During World War I, when Monro was serving in the armed forces, the shop was run almost single-handed by his assistant, Alida Klementaski, whom he later married.
The Bookshop not only sold, but also published, poetry. Among the works published by the Poetry Bookshop were collections by Charlotte Mew and Richard Aldington, as well as Ezra Pound's seminal 1914 anthology Des Imagistes.
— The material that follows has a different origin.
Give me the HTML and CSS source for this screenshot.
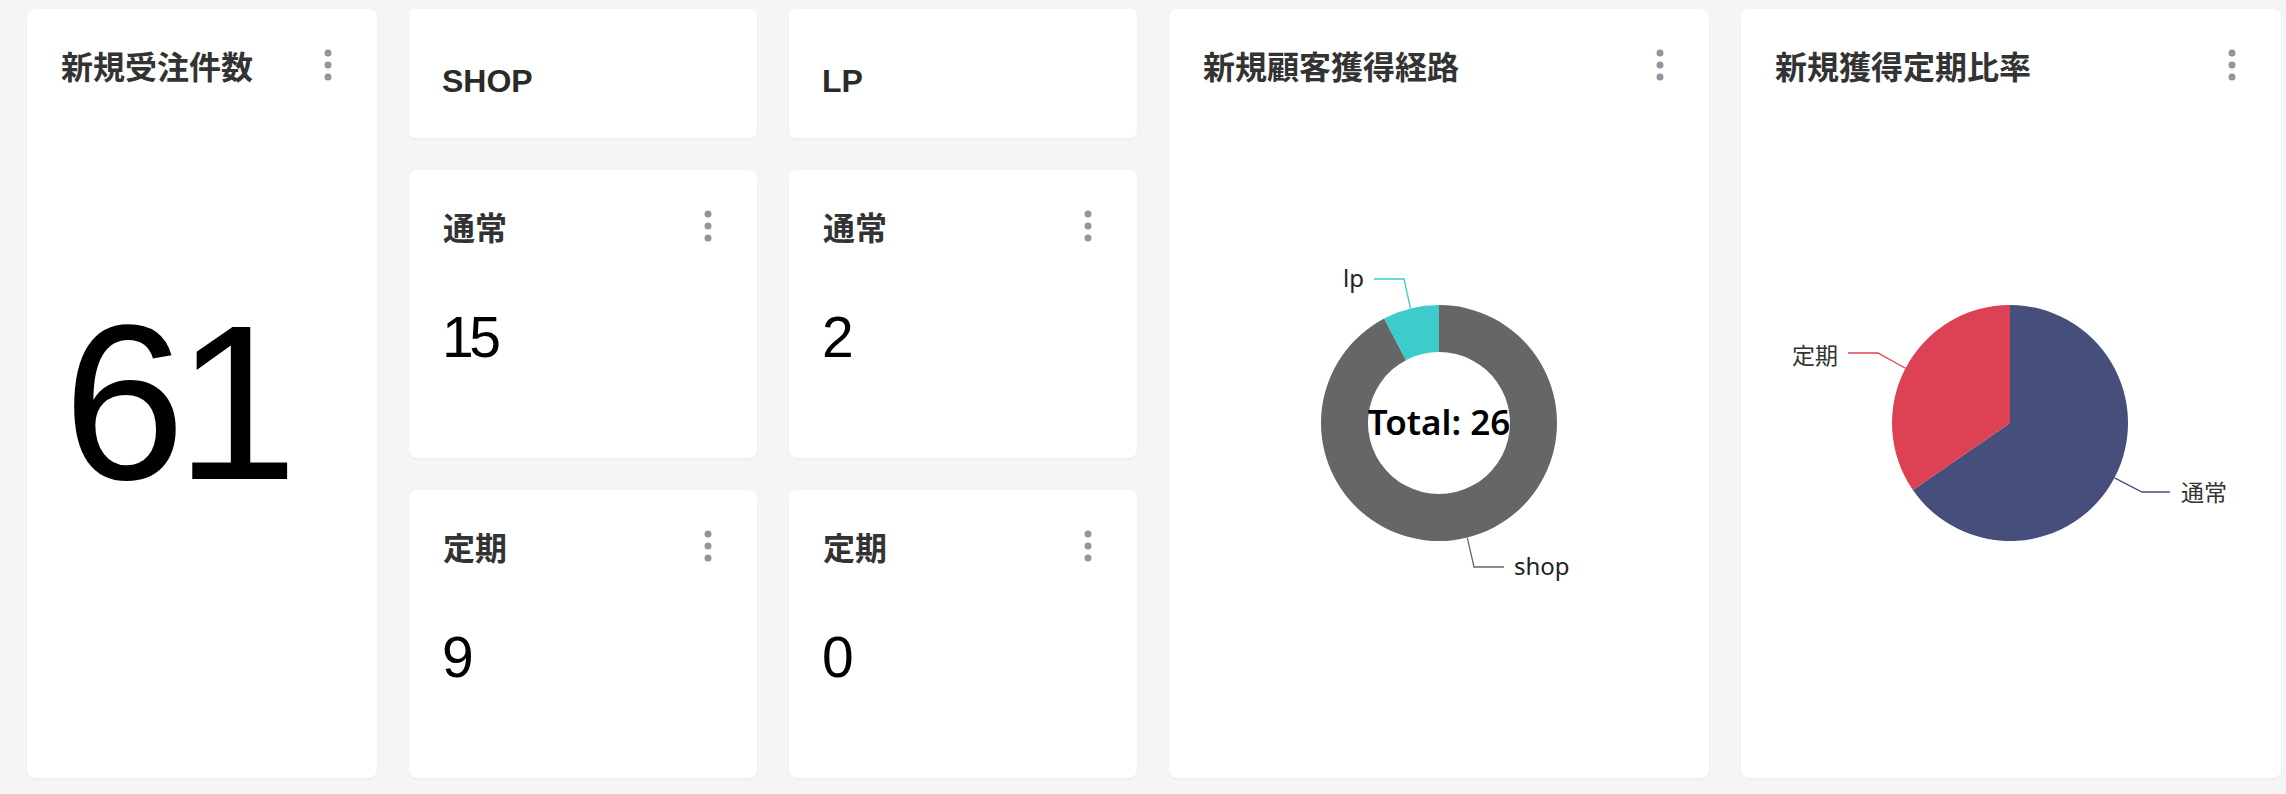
FILE: index.html
```html
<!DOCTYPE html>
<html lang="ja">
<head>
<meta charset="utf-8">
<title>Dashboard</title>
<link rel="stylesheet" href="styles.css">
</head>
<body>
<main class="dashboard">
  <section class="card card-total">
    <header class="card-head">
      <h2 class="card-title">新規受注件数</h2>
      <button class="kebab" aria-label="menu"><svg width="8" height="32" viewBox="0 0 8 32"><circle cx="4" cy="4" r="3.5"/><circle cx="4" cy="16" r="3.5"/><circle cx="4" cy="28" r="3.5"/></svg></button>
    </header>
    <div class="value value-big">61</div>
  </section>

  <section class="card card-channel col-shop">
    <h2 class="channel-title">SHOP</h2>
  </section>

  <section class="card card-channel col-lp">
    <h2 class="channel-title">LP</h2>
  </section>

  <section class="card card-stat col-shop row-normal">
    <header class="card-head">
      <h2 class="card-title">通常</h2>
      <button class="kebab" aria-label="menu"><svg width="8" height="32" viewBox="0 0 8 32"><circle cx="4" cy="4" r="3.5"/><circle cx="4" cy="16" r="3.5"/><circle cx="4" cy="28" r="3.5"/></svg></button>
    </header>
    <div class="value">15</div>
  </section>

  <section class="card card-stat col-lp row-normal">
    <header class="card-head">
      <h2 class="card-title">通常</h2>
      <button class="kebab" aria-label="menu"><svg width="8" height="32" viewBox="0 0 8 32"><circle cx="4" cy="4" r="3.5"/><circle cx="4" cy="16" r="3.5"/><circle cx="4" cy="28" r="3.5"/></svg></button>
    </header>
    <div class="value">2</div>
  </section>

  <section class="card card-stat col-shop row-sub">
    <header class="card-head">
      <h2 class="card-title">定期</h2>
      <button class="kebab" aria-label="menu"><svg width="8" height="32" viewBox="0 0 8 32"><circle cx="4" cy="4" r="3.5"/><circle cx="4" cy="16" r="3.5"/><circle cx="4" cy="28" r="3.5"/></svg></button>
    </header>
    <div class="value">9</div>
  </section>

  <section class="card card-stat col-lp row-sub">
    <header class="card-head">
      <h2 class="card-title">定期</h2>
      <button class="kebab" aria-label="menu"><svg width="8" height="32" viewBox="0 0 8 32"><circle cx="4" cy="4" r="3.5"/><circle cx="4" cy="16" r="3.5"/><circle cx="4" cy="28" r="3.5"/></svg></button>
    </header>
    <div class="value">0</div>
  </section>

  <section class="card card-chart card-route">
    <header class="card-head">
      <h2 class="card-title">新規顧客獲得経路</h2>
      <button class="kebab" aria-label="menu"><svg width="8" height="32" viewBox="0 0 8 32"><circle cx="4" cy="4" r="3.5"/><circle cx="4" cy="16" r="3.5"/><circle cx="4" cy="28" r="3.5"/></svg></button>
    </header>
    <div class="chart">
      <svg class="chart-svg" width="540" height="697" viewBox="0 0 540 697">
        <path class="slice-shop" d="M270 224 A118 118 0 1 1 215.17 237.51 L237.01 279.13 A71 71 0 1 0 270 271 Z"/>
        <path class="slice-lp" d="M215.17 237.51 A118 118 0 0 1 270 224 L270 271 A71 71 0 0 0 237.01 279.13 Z"/>
        <polyline class="line-lp" points="241.5,227.5 235,198 205,198"/>
        <polyline class="line-shop" points="298.3,456.6 305,486 335,486"/>
        <text class="label-latin" x="195" y="206" text-anchor="end">lp</text>
        <text class="label-latin" x="345" y="494">shop</text>
        <text class="total" x="270" y="354" text-anchor="middle">Total: 26</text>
      </svg>
    </div>
  </section>

  <section class="card card-chart card-ratio">
    <header class="card-head">
      <h2 class="card-title">新規獲得定期比率</h2>
      <button class="kebab" aria-label="menu"><svg width="8" height="32" viewBox="0 0 8 32"><circle cx="4" cy="4" r="3.5"/><circle cx="4" cy="16" r="3.5"/><circle cx="4" cy="28" r="3.5"/></svg></button>
    </header>
    <div class="chart">
      <svg class="chart-svg" width="540" height="697" viewBox="0 0 540 697">
        <path class="slice-normal" d="M269 342 L269 224 A118 118 0 1 1 171.9 409.04 Z"/>
        <path class="slice-sub" d="M269 342 L171.9 409.04 A118 118 0 0 1 269 224 Z"/>
        <polyline class="line-sub" points="164.5,287.2 137,272 107,272"/>
        <polyline class="line-normal" points="373.5,396.8 401,411 429,411"/>
        <text class="label-cjk" x="97" y="283" text-anchor="end">定期</text>
        <text class="label-cjk" x="440" y="420">通常</text>
      </svg>
    </div>
  </section>
</main>
</body>
</html>
```
FILE: styles.css
```css
* {
  box-sizing: border-box;
  margin: 0;
  padding: 0;
}

html, body {
  background: #f5f5f5;
}

body {
  font-family: "Liberation Sans", "Noto Sans CJK JP", sans-serif;
  color: #333;
  width: 2286px;
  height: 794px;
  overflow: hidden;
}

.dashboard {
  display: grid;
  grid-template-columns: 350px 348px 348px 540px 540px;
  grid-template-rows: 129px 288px 288px;
  gap: 32px;
  padding: 9px 0 0 27px;
}

.card {
  background: #fff;
  border-radius: 8px;
  box-shadow: 0 1px 2px rgba(0, 0, 0, 0.05);
  display: flex;
  flex-direction: column;
  overflow: hidden;
}

.card-total { grid-column: 1; grid-row: 1 / 4; }
.col-shop { grid-column: 2; }
.col-lp { grid-column: 3; }
.card-channel { grid-row: 1; border-radius: 6px; }
.row-normal { grid-row: 2; }
.row-sub { grid-row: 3; }
.card-route { grid-column: 4; grid-row: 1 / 4; }
.card-ratio { grid-column: 5; grid-row: 1 / 4; }

.card-head {
  display: flex;
  justify-content: space-between;
  align-items: center;
  height: 72px;
  padding: 40px 45px 0 34px;
  flex: none;
}

.card-title {
  font-family: "Noto Sans CJK JP", sans-serif;
  font-weight: 700;
  font-size: 32px;
  line-height: 32px;
  color: #333;
  white-space: nowrap;
}

.kebab {
  border: 0;
  background: none;
  width: 8px;
  height: 32px;
  display: block;
}

.kebab svg {
  display: block;
  fill: #8f969d;
}

.channel-title {
  font-family: "Liberation Sans", sans-serif;
  font-weight: 700;
  font-size: 32px;
  line-height: 32px;
  color: #2a2a2a;
  padding: 56px 0 0 33px;
}

.value {
  font-family: "Liberation Sans", sans-serif;
  font-weight: 400;
  font-size: 57px;
  line-height: 1;
  letter-spacing: -0.08em;
  color: #000;
  padding-left: 33px;
  margin-top: 67px;
}

.value-big {
  font-size: 220px;
  letter-spacing: -0.045em;
  margin-top: 212px;
  padding-left: 36px;
}

.chart {
  flex: 1;
}

.chart-svg {
  display: block;
}

.slice-shop { fill: #666666; }
.slice-lp { fill: #3ecbcb; }
.slice-normal { fill: #464e7c; }
.slice-sub { fill: #dd4154; }

.line-lp, .line-shop, .line-sub, .line-normal {
  fill: none;
  stroke-width: 1.3;
}
.line-lp { stroke: #3ecbcb; }
.line-shop { stroke: #666666; }
.line-sub { stroke: #dd4154; }
.line-normal { stroke: #464e7c; }

.label-latin {
  font-family: "Noto Sans", sans-serif;
  font-size: 24px;
  fill: #222;
}

.label-cjk {
  font-family: "Noto Sans CJK JP", sans-serif;
  font-size: 23px;
  fill: #333;
}

.total {
  font-family: "Noto Sans", sans-serif;
  font-weight: 600;
  font-size: 35px;
  fill: #000;
}
```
Penelope Fitzgerald for quite a few years attempted to interest a publisher in a book on the shop. Her letters reveal the amount of work she did, some of which was useful to her when she wrote her biography of Charlotte Mew.
References[]
- Grant, Joy (1967) Harold Monro and the Poetry Bookshop University of California Press
Notes[]
- ↑ Joy Grant, Harold Monro and the Poetry Bookshop (Berkeley, 1967)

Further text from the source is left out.